→ **Written exercise**
Write out, word for word, the stretch of lines beginning at the one with "Convert this screenshot" and ending at the one with "import React from 'react';", omitting the images.

→ **Supplied records**

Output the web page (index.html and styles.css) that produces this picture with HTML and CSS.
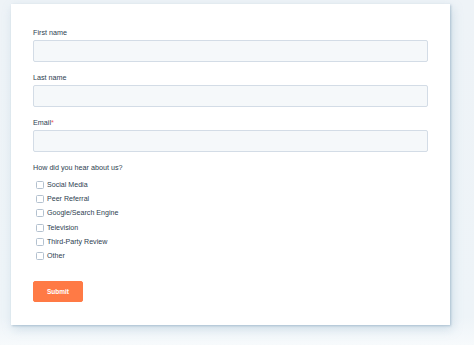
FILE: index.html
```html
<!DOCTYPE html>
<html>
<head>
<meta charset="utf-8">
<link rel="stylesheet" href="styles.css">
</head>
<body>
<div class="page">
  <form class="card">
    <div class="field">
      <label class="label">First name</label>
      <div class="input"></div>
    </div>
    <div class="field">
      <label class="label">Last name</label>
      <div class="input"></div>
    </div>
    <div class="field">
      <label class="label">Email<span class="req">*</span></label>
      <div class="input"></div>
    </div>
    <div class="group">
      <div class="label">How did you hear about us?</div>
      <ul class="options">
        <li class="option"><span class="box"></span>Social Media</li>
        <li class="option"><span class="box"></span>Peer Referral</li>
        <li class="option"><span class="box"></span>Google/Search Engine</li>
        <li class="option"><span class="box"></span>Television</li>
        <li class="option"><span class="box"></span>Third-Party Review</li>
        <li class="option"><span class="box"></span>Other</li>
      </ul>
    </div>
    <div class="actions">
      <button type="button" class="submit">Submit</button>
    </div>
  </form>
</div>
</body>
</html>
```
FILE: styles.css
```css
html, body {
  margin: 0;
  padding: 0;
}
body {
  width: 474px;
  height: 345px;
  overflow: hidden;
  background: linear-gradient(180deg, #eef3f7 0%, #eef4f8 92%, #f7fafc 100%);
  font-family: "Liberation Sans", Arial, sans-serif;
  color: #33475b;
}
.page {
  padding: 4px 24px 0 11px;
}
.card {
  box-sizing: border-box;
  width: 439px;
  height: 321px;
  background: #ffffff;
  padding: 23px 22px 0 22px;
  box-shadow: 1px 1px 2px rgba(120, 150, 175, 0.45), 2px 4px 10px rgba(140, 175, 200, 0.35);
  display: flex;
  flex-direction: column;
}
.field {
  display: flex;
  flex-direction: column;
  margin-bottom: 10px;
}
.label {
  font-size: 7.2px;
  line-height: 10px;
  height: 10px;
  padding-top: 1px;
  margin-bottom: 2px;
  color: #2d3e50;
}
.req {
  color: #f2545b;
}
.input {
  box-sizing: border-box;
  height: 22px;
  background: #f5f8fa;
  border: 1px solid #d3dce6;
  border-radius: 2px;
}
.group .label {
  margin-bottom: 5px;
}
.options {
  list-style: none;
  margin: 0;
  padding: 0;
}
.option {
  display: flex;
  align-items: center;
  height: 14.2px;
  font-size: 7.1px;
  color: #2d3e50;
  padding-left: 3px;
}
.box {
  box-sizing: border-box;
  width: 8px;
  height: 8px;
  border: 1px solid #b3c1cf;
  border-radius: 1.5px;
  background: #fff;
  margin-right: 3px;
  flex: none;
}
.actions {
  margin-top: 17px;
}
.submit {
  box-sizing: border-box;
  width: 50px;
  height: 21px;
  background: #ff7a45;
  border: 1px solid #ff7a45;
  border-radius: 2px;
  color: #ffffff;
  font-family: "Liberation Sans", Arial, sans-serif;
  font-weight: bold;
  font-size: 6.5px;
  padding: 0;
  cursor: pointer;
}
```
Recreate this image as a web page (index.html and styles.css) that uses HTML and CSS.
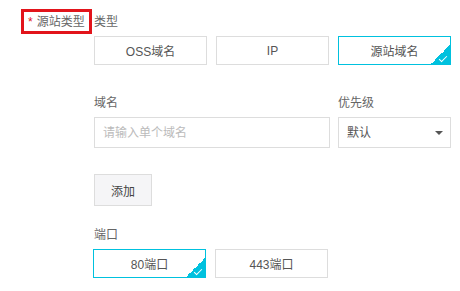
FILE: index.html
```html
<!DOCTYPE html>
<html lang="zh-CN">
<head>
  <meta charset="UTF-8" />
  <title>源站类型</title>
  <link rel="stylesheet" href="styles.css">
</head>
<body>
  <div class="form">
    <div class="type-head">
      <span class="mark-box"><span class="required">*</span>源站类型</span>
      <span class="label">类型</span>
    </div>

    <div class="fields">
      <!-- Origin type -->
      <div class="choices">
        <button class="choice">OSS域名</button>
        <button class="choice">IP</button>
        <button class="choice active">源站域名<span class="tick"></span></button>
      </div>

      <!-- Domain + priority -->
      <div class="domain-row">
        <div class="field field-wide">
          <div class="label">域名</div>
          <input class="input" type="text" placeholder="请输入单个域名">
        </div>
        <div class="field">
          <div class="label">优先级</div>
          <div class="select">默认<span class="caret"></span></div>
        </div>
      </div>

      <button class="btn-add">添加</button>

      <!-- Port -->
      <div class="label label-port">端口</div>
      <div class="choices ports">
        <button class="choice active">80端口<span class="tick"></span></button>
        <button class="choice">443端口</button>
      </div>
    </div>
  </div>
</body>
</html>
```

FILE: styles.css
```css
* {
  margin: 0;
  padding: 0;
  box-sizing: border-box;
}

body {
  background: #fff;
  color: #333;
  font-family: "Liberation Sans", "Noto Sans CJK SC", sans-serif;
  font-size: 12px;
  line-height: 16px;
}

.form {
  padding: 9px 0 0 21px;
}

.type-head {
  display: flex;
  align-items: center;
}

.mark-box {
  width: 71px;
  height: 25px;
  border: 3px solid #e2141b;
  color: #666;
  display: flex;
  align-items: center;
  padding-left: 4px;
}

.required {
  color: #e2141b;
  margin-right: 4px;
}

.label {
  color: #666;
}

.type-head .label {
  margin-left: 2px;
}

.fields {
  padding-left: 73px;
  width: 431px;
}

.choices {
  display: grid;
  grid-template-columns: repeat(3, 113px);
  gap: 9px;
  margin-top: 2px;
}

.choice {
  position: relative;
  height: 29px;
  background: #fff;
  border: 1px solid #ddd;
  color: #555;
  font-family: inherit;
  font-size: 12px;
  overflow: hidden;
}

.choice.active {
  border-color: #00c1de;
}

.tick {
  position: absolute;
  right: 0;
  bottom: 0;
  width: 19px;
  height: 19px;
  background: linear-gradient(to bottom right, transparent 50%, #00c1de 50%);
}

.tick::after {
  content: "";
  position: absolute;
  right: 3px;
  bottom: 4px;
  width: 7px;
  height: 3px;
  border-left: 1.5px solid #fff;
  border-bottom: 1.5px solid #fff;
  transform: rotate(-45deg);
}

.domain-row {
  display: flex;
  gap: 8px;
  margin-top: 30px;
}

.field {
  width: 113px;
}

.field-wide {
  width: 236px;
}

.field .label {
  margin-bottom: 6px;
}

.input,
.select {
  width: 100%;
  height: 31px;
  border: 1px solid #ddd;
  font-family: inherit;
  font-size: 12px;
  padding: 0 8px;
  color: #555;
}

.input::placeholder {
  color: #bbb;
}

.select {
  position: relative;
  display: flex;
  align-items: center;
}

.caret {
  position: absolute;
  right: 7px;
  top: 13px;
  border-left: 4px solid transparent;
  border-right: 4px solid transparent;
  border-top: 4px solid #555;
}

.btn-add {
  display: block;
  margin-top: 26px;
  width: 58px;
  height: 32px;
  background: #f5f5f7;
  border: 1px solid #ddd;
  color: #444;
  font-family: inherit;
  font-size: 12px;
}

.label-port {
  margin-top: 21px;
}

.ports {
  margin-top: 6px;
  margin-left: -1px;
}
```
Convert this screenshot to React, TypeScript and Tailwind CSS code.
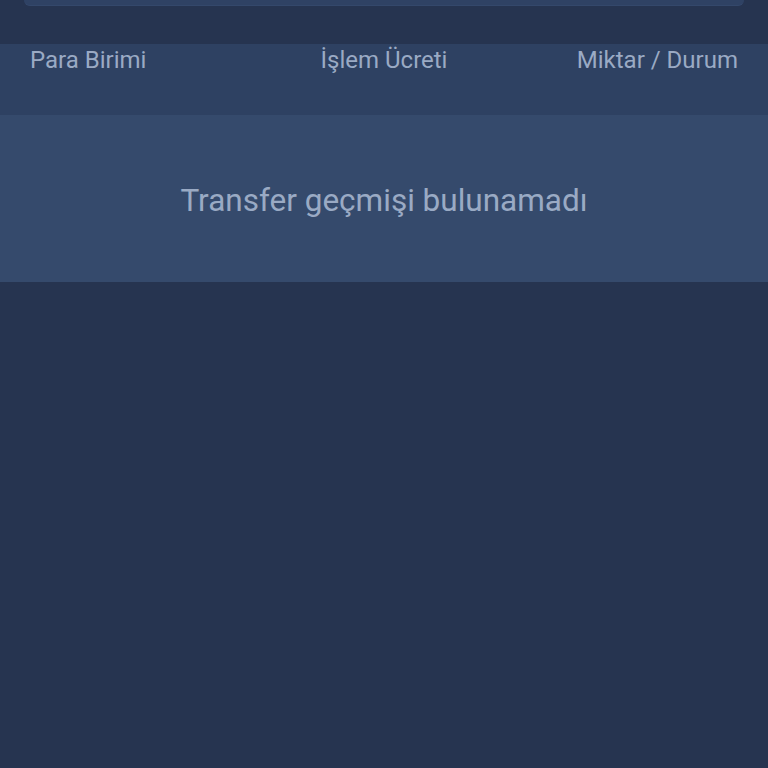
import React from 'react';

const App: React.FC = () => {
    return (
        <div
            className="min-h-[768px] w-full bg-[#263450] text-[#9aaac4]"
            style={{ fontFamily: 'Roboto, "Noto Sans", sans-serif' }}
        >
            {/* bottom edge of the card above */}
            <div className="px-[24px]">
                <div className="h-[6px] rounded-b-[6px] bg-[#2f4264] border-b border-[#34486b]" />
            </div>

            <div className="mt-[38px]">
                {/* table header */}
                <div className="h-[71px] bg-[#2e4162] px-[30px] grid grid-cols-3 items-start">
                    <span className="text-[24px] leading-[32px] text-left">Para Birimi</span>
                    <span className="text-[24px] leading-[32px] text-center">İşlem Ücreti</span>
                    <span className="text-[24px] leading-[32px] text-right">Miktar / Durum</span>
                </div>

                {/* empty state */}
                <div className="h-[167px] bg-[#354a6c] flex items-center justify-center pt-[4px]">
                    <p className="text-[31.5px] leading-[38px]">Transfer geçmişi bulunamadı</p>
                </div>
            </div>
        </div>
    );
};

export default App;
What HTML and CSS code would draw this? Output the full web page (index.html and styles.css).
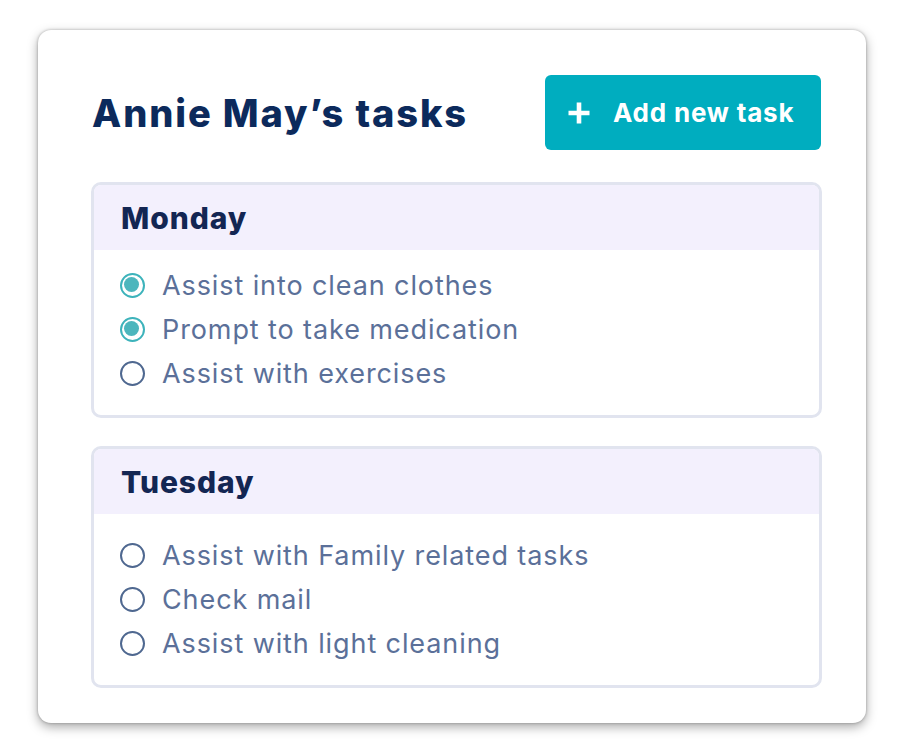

→ **Reply to the exercise**
Convert this screenshot to React, TypeScript and Tailwind CSS code.
import React from 'react';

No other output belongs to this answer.